====== Data to use
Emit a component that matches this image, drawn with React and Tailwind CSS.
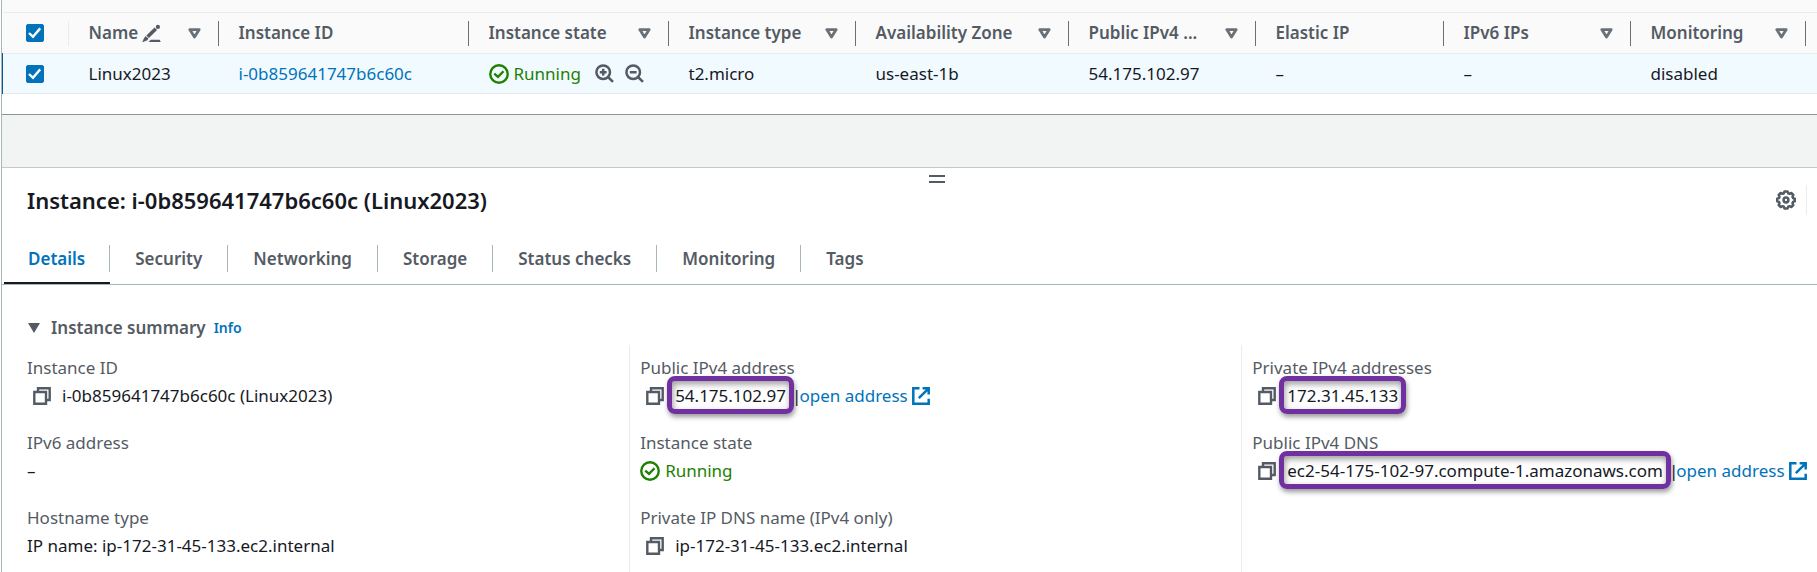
import React from "react";

function Check({ label }) {
  return (
    <span className="relative block h-[18px] w-[18px]">
      <input
        type="checkbox"
        defaultChecked
        aria-label={label}
        className="peer block h-[18px] w-[18px] appearance-none rounded-xs border border-[#687078] bg-white checked:border-[#0073bb] checked:bg-[#0073bb]"
      />
      <svg
        viewBox="0 0 18 18"
        className="pointer-events-none absolute inset-0 hidden h-[18px] w-[18px] peer-checked:block"
        fill="none"
        stroke="#fff"
        strokeWidth="2.4"
      >
        <path d="M3 9l4 3.8 7.2-8.4" />
      </svg>
    </span>
  );
}

function SortIcon() {
  return (
    <svg width="13" height="11" viewBox="0 0 13 11" fill="none" stroke="#687078" strokeWidth="2.8" strokeLinejoin="round">
      <path d="M1.8 1.6h9.4L6.5 9.1z" />
    </svg>
  );
}

function EditIcon() {
  return (
    <svg width="19" height="19" viewBox="0 0 19 19" fill="#545b64">
      <path d="M4.4 11.4L12.5 3.6l2.6 2.5-8.2 8z" />
      <circle cx="15.9" cy="2.9" r="2.1" />
      <path d="M3.8 12.1l2.7 2.7-1.6 1.7L.2 18.3l1.9-4.4z" />
      <path d="M8.8 15.8h8.8l1.2 2.3H6.6z" />
    </svg>
  );
}

function StatusIcon() {
  return (
    <svg width="20" height="20" viewBox="0 0 16 16" fill="none" stroke="#1d8102" strokeWidth="1.9" className="shrink-0">
      <circle cx="8" cy="8" r="7" />
      <path d="M4.2 7.7l3 2.6 4.4-4.5" />
    </svg>
  );
}

function ZoomIcon({ plus }) {
  return (
    <svg width="19" height="19" viewBox="0 0 19 19" fill="none" stroke="#545b64" strokeWidth="2.5">
      <circle cx="8.2" cy="8.2" r="6.8" />
      <path d="M13 13l5 4.8M4.8 8.2h6.8" />
      {plus && <path d="M8.2 4.8v6.8" />}
    </svg>
  );
}

function CopyIcon() {
  return (
    <svg width="18" height="18" viewBox="0 0 18 18" fill="none" stroke="#545b64" strokeWidth="2.4">
      <path d="M1.3 5h11.7v11.7H1.3zM5 5V1.3h11.7V13H13" />
    </svg>
  );
}

function ExternalIcon() {
  return (
    <svg width="18" height="18" viewBox="0 0 18 18" fill="none" stroke="#0073bb" strokeWidth="2.5">
      <path d="M7.5 1.3H1.3v15.4h15.4v-5M10.6 1.3h6.1v6.1M16.4 1.6L6.8 11.2" />
    </svg>
  );
}

function GearIcon() {
  return (
    <svg width="20" height="20" viewBox="0 0 20 20" fill="none" stroke="#545b64" strokeWidth="2.5" strokeLinejoin="round">
      <path d="M8.5 1.4h3l.7 1.9 1.3.5 1.8-.8 2 2-.8 1.8.5 1.3 1.8.6v2.6l-1.8.6-.5 1.3.8 1.8-2 2-1.8-.8-1.3.5-.7 1.9h-3l-.7-1.9-1.3-.5-1.8.8-2-2 .8-1.8-.5-1.3-1.8-.6V8.7l1.8-.6.5-1.3-.8-1.8 2-2 1.8.8 1.3-.5z" />
      <circle cx="10" cy="10" r="2.4" />
    </svg>
  );
}

function Running() {
  return (
    <span className="flex items-center gap-[5px] text-[#1d8102]">
      <StatusIcon />
      Running
    </span>
  );
}

const columns = [
  { name: "Instance ID" },
  { name: "Instance state", sort: true },
  { name: "Instance type", sort: true },
  { name: "Availability Zone", sort: true },
  { name: "Public IPv4 ...", sort: true },
  { name: "Elastic IP" },
  { name: "IPv6 IPs", sort: true },
  { name: "Monitoring", sort: true },
];

function InstancesTable() {
  return (
    <div className="bg-white pb-5">
      <table className="w-full table-fixed border-collapse text-left">
        <colgroup>
          <col className="w-[66px]" />
          <col className="w-[150px]" />
          <col className="w-[250px]" />
          <col className="w-[200px]" />
          <col className="w-[187px]" />
          <col className="w-[213px]" />
          <col className="w-[187px]" />
          <col className="w-[188px]" />
          <col className="w-[187px]" />
          <col className="w-[175px]" />
          <col />
        </colgroup>
        <thead className="border-y border-[#eaeded] bg-[#fafafa] text-[#545b64]">
          <tr className="h-[41px]">
            <th className="p-0">
              <div className="flex h-[25px] items-center border-r border-[#eaeded] pl-[23px]">
                <Check label="Select all instances" />
              </div>
            </th>
            <th className="p-0">
              <div className="flex h-[25px] items-center border-r border-[#687078] pr-[17px] pl-5 font-semibold">
                <span className="flex items-center gap-1">
                  Name
                  <EditIcon />
                </span>
                <button type="button" aria-label="Sort by Name" className="ml-auto">
                  <SortIcon />
                </button>
              </div>
            </th>
            {columns.map((c) => (
              <th key={c.name} className="p-0">
                <div className="flex h-[25px] items-center border-r border-[#687078] pr-[17px] pl-5 font-semibold whitespace-nowrap">
                  {c.name}
                  {c.sort && (
                    <button type="button" aria-label={"Sort by " + c.name} className="ml-auto">
                      <SortIcon />
                    </button>
                  )}
                </div>
              </th>
            ))}
            <td />
          </tr>
        </thead>
        <tbody>
          <tr className="h-10 border-b border-[#e3e9ee] bg-[#f1faff] text-[#16191f]">
            <td className="border-l border-[#0a5a94] p-0 pl-[23px]">
              <Check label="Select Linux2023" />
            </td>
            <td className="p-0 pl-5">Linux2023</td>
            <td className="p-0 pl-5">
              <a href="#instance" className="text-[#0073bb]">
                i-0b859641747b6c60c
              </a>
            </td>
            <td className="p-0 pl-5">
              <div className="flex items-center">
                <Running />
                <button type="button" aria-label="Include Running" className="ml-3.5">
                  <ZoomIcon plus />
                </button>
                <button type="button" aria-label="Exclude Running" className="ml-[11px]">
                  <ZoomIcon />
                </button>
              </div>
            </td>
            <td className="p-0 pl-5">t2.micro</td>
            <td className="p-0 pl-5">us-east-1b</td>
            <td className="p-0 pl-5">54.175.102.97</td>
            <td className="p-0 pl-5">–</td>
            <td className="p-0 pl-5">–</td>
            <td className="p-0 pl-5">disabled</td>
            <td />
          </tr>
        </tbody>
      </table>
    </div>
  );
}

const tabs = ["Details", "Security", "Networking", "Storage", "Status checks", "Monitoring", "Tags"];

function Tabs() {
  return (
    <div role="tablist" className="flex border-b border-[#aab7b8] pl-0.5">
      {tabs.map((t, i) => (
        <button
          key={t}
          type="button"
          role="tab"
          aria-selected={i === 0}
          className={
            i === 0
              ? "border-b-2 border-[#16191f] pb-2.5 font-semibold text-[#0073bb]"
              : "border-b-2 border-transparent pb-2.5 font-semibold text-[#545b64]"
          }
        >
          <span
            className={
              i === 0
                ? "flex h-[27px] items-center border-r border-[#aab7b8] px-6"
                : i === tabs.length - 1
                  ? "flex h-[27px] items-center px-[25px]"
                  : "flex h-[27px] items-center border-r border-[#aab7b8] px-[25px]"
            }
          >
            {t}
          </span>
        </button>
      ))}
    </div>
  );
}

function Field({ label, children }) {
  return (
    <div>
      <dt className="leading-7 text-[#545b64]">{label}</dt>
      <dd className="flex h-7 items-center leading-7 whitespace-nowrap text-[#16191f]">{children}</dd>
    </div>
  );
}

function Copyable({ text, marked }) {
  return (
    <>
      <button type="button" aria-label={"Copy " + text} className="mr-[11px] ml-1.5">
        <CopyIcon />
      </button>
      <span className="relative">
        {text}
        {marked && (
          <span className="pointer-events-none absolute -inset-x-2 -top-1.5 -bottom-1 rounded-lg border-5 border-[#7030a0] shadow-[1px_3px_5px_rgba(0,0,0,0.4),inset_1px_3px_6px_rgba(0,0,0,0.4)]" />
        )}
      </span>
    </>
  );
}

function OpenAddress() {
  return (
    <>
      <span className="ml-1.5">|</span>
      <a href="#open-address" className="-ml-0.5 flex items-center gap-1 text-[#0073bb]">
        open address
        <ExternalIcon />
      </a>
    </>
  );
}

function DetailsPanel() {
  return (
    <section className="w-[103%] border-t border-[#c3c8c8] bg-white">
      <div className="flex justify-center pt-[7px]">
        <button type="button" aria-label="Resize panel" className="flex w-4 flex-col gap-1">
          <span className="h-0.5 w-full bg-[#545b64]" />
          <span className="h-0.5 w-full bg-[#545b64]" />
        </button>
      </div>
      <div className="flex h-[34px] items-center pr-16 pl-[25px]">
        <h2 className="text-[22px] font-semibold text-[#16191f]">Instance: i-0b859641747b6c60c (Linux2023)</h2>
        <div className="ml-auto flex h-[30px] items-center border-r border-[#eaeded] pr-2.5">
          <button type="button" aria-label="Preferences">
            <GearIcon />
          </button>
        </div>
      </div>
      <div className="pt-7">
        <Tabs />
      </div>
      <div className="pt-[27px] pr-[18px] pl-[15px]">
        <div className="mb-px flex h-8 items-center gap-2 pl-[11px]">
          <button type="button" className="flex items-center gap-[11px] font-semibold text-[#545b64]">
            <svg width="12" height="10" viewBox="0 0 12 10" fill="#545b64">
              <path d="M0 0h12L6 10z" />
            </svg>
            Instance summary
          </button>
          <a href="#info" className="text-sm font-semibold text-[#0073bb]">
            Info
          </a>
        </div>
        <div className="grid grid-cols-3">
          <dl className="flex flex-col gap-[19px] pt-[9px] pb-4 pl-2.5">
            <Field label="Instance ID">
              <Copyable text="i-0b859641747b6c60c (Linux2023)" />
            </Field>
            <Field label="IPv6 address">–</Field>
            <Field label="Hostname type">IP name: ip-172-31-45-133.ec2.internal</Field>
          </dl>
          <dl className="flex flex-col gap-[19px] border-l border-[#eaeded] pt-[9px] pb-4 pl-2.5">
            <Field label="Public IPv4 address">
              <Copyable text="54.175.102.97" marked />
              <OpenAddress />
            </Field>
            <Field label="Instance state">
              <Running />
            </Field>
            <Field label="Private IP DNS name (IPv4 only)">
              <Copyable text="ip-172-31-45-133.ec2.internal" />
            </Field>
          </dl>
          <dl className="flex flex-col gap-[19px] border-l border-[#eaeded] pt-[9px] pb-4 pl-2.5">
            <Field label="Private IPv4 addresses">
              <Copyable text="172.31.45.133" marked />
            </Field>
            <Field label="Public IPv4 DNS">
              <Copyable text="ec2-54-175-102-97.compute-1.amazonaws.com" marked />
              <OpenAddress />
            </Field>
          </dl>
        </div>
      </div>
    </section>
  );
}

export default function App() {
  return (
    <main className="ml-px min-h-screen overflow-hidden border-l border-[#aab7b8] bg-white font-['Noto_Sans','Open_Sans',sans-serif] text-[17px] leading-7">
      <div className="h-3 bg-[#fafafa]" />
      <InstancesTable />
      <div className="h-[53px] border-t border-[#879596] bg-[#f2f3f3]" />
      <DetailsPanel />
    </main>
  );
}
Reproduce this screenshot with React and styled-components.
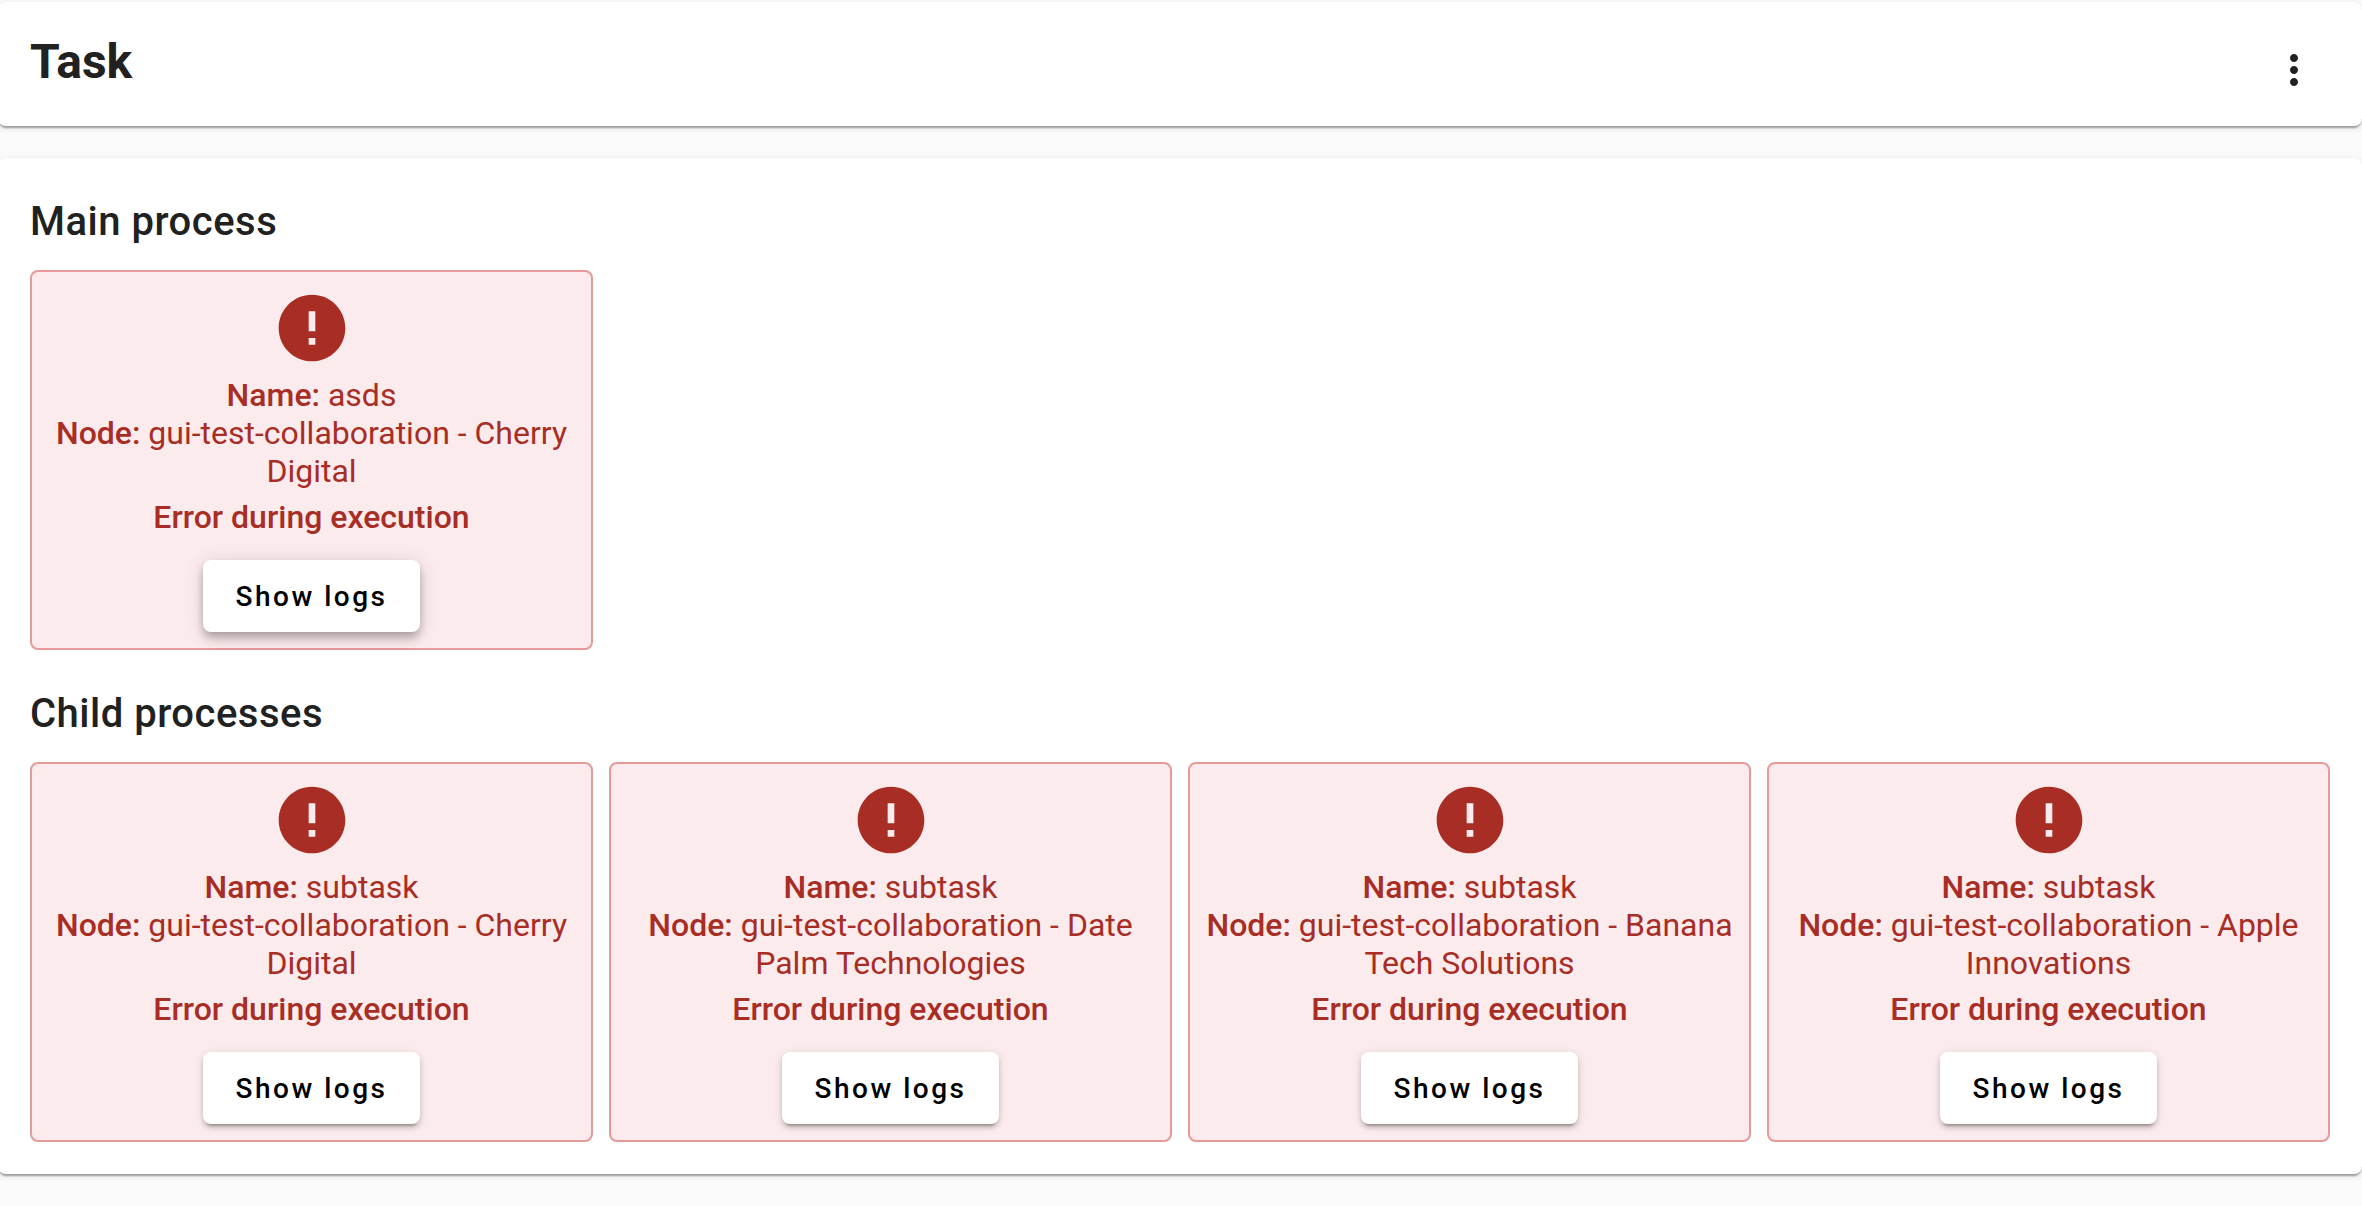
============
Problem: Write out each line of the listing above, exactly, from its first line to the line holding "import React from", inclusive. Skip the pictures.

Answer to this exercise:
Emit a component that matches this image, drawn with React and Tailwind CSS.
import React from "react";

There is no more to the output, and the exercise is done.